• [Task] List all lines of the data containing the word "React".
........
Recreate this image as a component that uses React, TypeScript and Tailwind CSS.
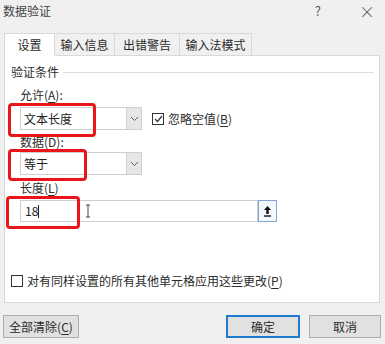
import React from 'react';

const U: React.FC<{ children: React.ReactNode }> = ({ children }) => (
  <span className="underline underline-offset-2">{children}</span>
);

const Chevron = () => (
  <svg width="9" height="6" viewBox="0 0 9 6" fill="none">
    <path d="M1 1l3.5 3.5L8 1" stroke="#606060" strokeWidth="1" />
  </svg>
);

const Check = () => (
  <svg width="9" height="8" viewBox="0 0 9 8" fill="none">
    <path d="M1 4l2.5 2.5L8 1" stroke="#333" strokeWidth="1.2" />
  </svg>
);

const RedBox: React.FC<{ className: string }> = ({ className }) => (
  <div className={`absolute border-[3px] border-[#e8161b] rounded-[4px] pointer-events-none ${className}`} />
);

const Combo: React.FC<{ value: string }> = ({ value }) => (
  <div className="flex w-[122px] h-[23px] border border-[#cfcfcf] bg-white">
    <div className="flex-1 flex items-center pl-[3px] text-[12px] text-[#222]">{value}</div>
    <div className="w-[15px] bg-[#e6e6e6] border-l border-[#d4d4d4] flex items-center justify-center">
      <Chevron />
    </div>
  </div>
);

export default function App() {
  return (
    <div
      className="relative w-[385px] h-[344px] bg-[#f0f0f0] text-[#2b2b2b] overflow-hidden"
      style={{ fontFamily: '"Noto Sans CJK SC", "Noto Sans", sans-serif' }}
    >
      {/* 标题栏 */}
      <div className="flex items-center h-[22px] pl-[3px] pr-[10px] text-[12px] text-[#444]">
        <span>数据验证</span>
        <span className="ml-auto mr-[38px] text-[13px] text-[#555]">?</span>
        <span className="text-[16px] font-light text-[#555]">×</span>
      </div>

      {/* 标签页 */}
      <div className="flex ml-[4px] mt-[11px] h-[22px] text-[12px]">
        <div className="w-[51px] bg-white border border-b-0 border-[#d9d9d9] flex items-center justify-center h-[23px] relative z-10">
          设置
        </div>
        <div className="w-[60px] border-t border-r border-[#d9d9d9] flex items-center justify-center">输入信息</div>
        <div className="w-[65px] border-t border-r border-[#d9d9d9] flex items-center justify-center">出错警告</div>
        <div className="w-[72px] border-t border-r border-[#d9d9d9] flex items-center justify-center">输入法模式</div>
      </div>

      {/* 面板 */}
      <div className="relative ml-[4px] w-[376px] h-[248px] bg-white border border-[#d9d9d9] text-[12px]">
        <div className="flex items-center h-[18px] mt-[7px] pl-[6px] pr-[5px]">
          <span>验证条件</span>
          <div className="flex-1 h-px bg-[#dcdcdc] ml-[4px]" />
        </div>

        <div className="pl-[15px] mt-[6px] leading-[16px]">
          允许(<U>A</U>):
        </div>
        <div className="flex items-center pl-[15px] mt-[4px]">
          <Combo value="文本长度" />
          <div className="ml-[10px] w-[12px] h-[12px] border border-[#333] flex items-center justify-center bg-white">
            <Check />
          </div>
          <span className="ml-[4px]">
            忽略空值(<U>B</U>)
          </span>
        </div>

        <div className="pl-[15px] mt-[4px] leading-[16px]">
          数据(<U>D</U>):
        </div>
        <div className="pl-[15px] mt-[2px]">
          <Combo value="等于" />
        </div>

        <div className="pl-[15px] mt-[5px] leading-[16px]">
          长度(<U>L</U>)
        </div>
        <div className="flex items-center pl-[15px] mt-[4px]">
          <div className="w-[238px] h-[22px] border border-[#cfcfcf] flex items-center pl-[4px] text-[12px] text-[#222]">
            18<span className="inline-block w-px h-[13px] bg-[#222]" />
            <svg className="ml-[46px]" width="6" height="14" viewBox="0 0 6 14" fill="none">
              <path d="M1 1h4M3 1v12M1 13h4" stroke="#444" strokeWidth="1" />
            </svg>
          </div>
          <div className="w-[19px] h-[22px] border border-[#7fa7d6] bg-[#f4f8fc] flex items-center justify-center">
            <svg width="9" height="12" viewBox="0 0 9 12" fill="none">
              <path d="M4.5 1L1 5h2.3v4h2.4V5H8z" fill="#111" />
              <path d="M1 11h7" stroke="#111" strokeWidth="1.4" />
            </svg>
          </div>
        </div>

        <div className="absolute left-[6px] bottom-[12px] flex items-center">
          <div className="w-[12px] h-[12px] border border-[#333] bg-white" />
          <span className="ml-[4px]">
            对有同样设置的所有其他单元格应用这些更改(<U>P</U>)
          </span>
        </div>
      </div>

      {/* 按钮 */}
      <div className="flex items-center mt-[12px] pl-[3px] pr-[4px] text-[12px]">
        <div className="w-[76px] h-[23px] bg-[#e1e1e1] border border-[#adadad] flex items-center justify-center">
          全部清除(<U>C</U>)
        </div>
        <div className="ml-auto w-[74px] h-[23px] bg-[#e1e1e1] border-2 border-[#1f7ad1] flex items-center justify-center">
          确定
        </div>
        <div className="ml-[9px] w-[72px] h-[23px] bg-[#e1e1e1] border border-[#adadad] flex items-center justify-center">
          取消
        </div>
      </div>

      {/* 红框标注 */}
      <RedBox className="left-[8px] top-[103px] w-[88px] h-[34px]" />
      <RedBox className="left-[8px] top-[149px] w-[79px] h-[32px]" />
      <RedBox className="left-[6px] top-[196px] w-[74px] h-[33px]" />
    </div>
  );
}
........
• [Task answer]
Recreate this image as a component that uses React, TypeScript and Tailwind CSS.
import React from 'react';
const U: React.FC<{ children: React.ReactNode }> = ({ children }) => (
const RedBox: React.FC<{ className: string }> = ({ className }) => (
const Combo: React.FC<{ value: string }> = ({ value }) => (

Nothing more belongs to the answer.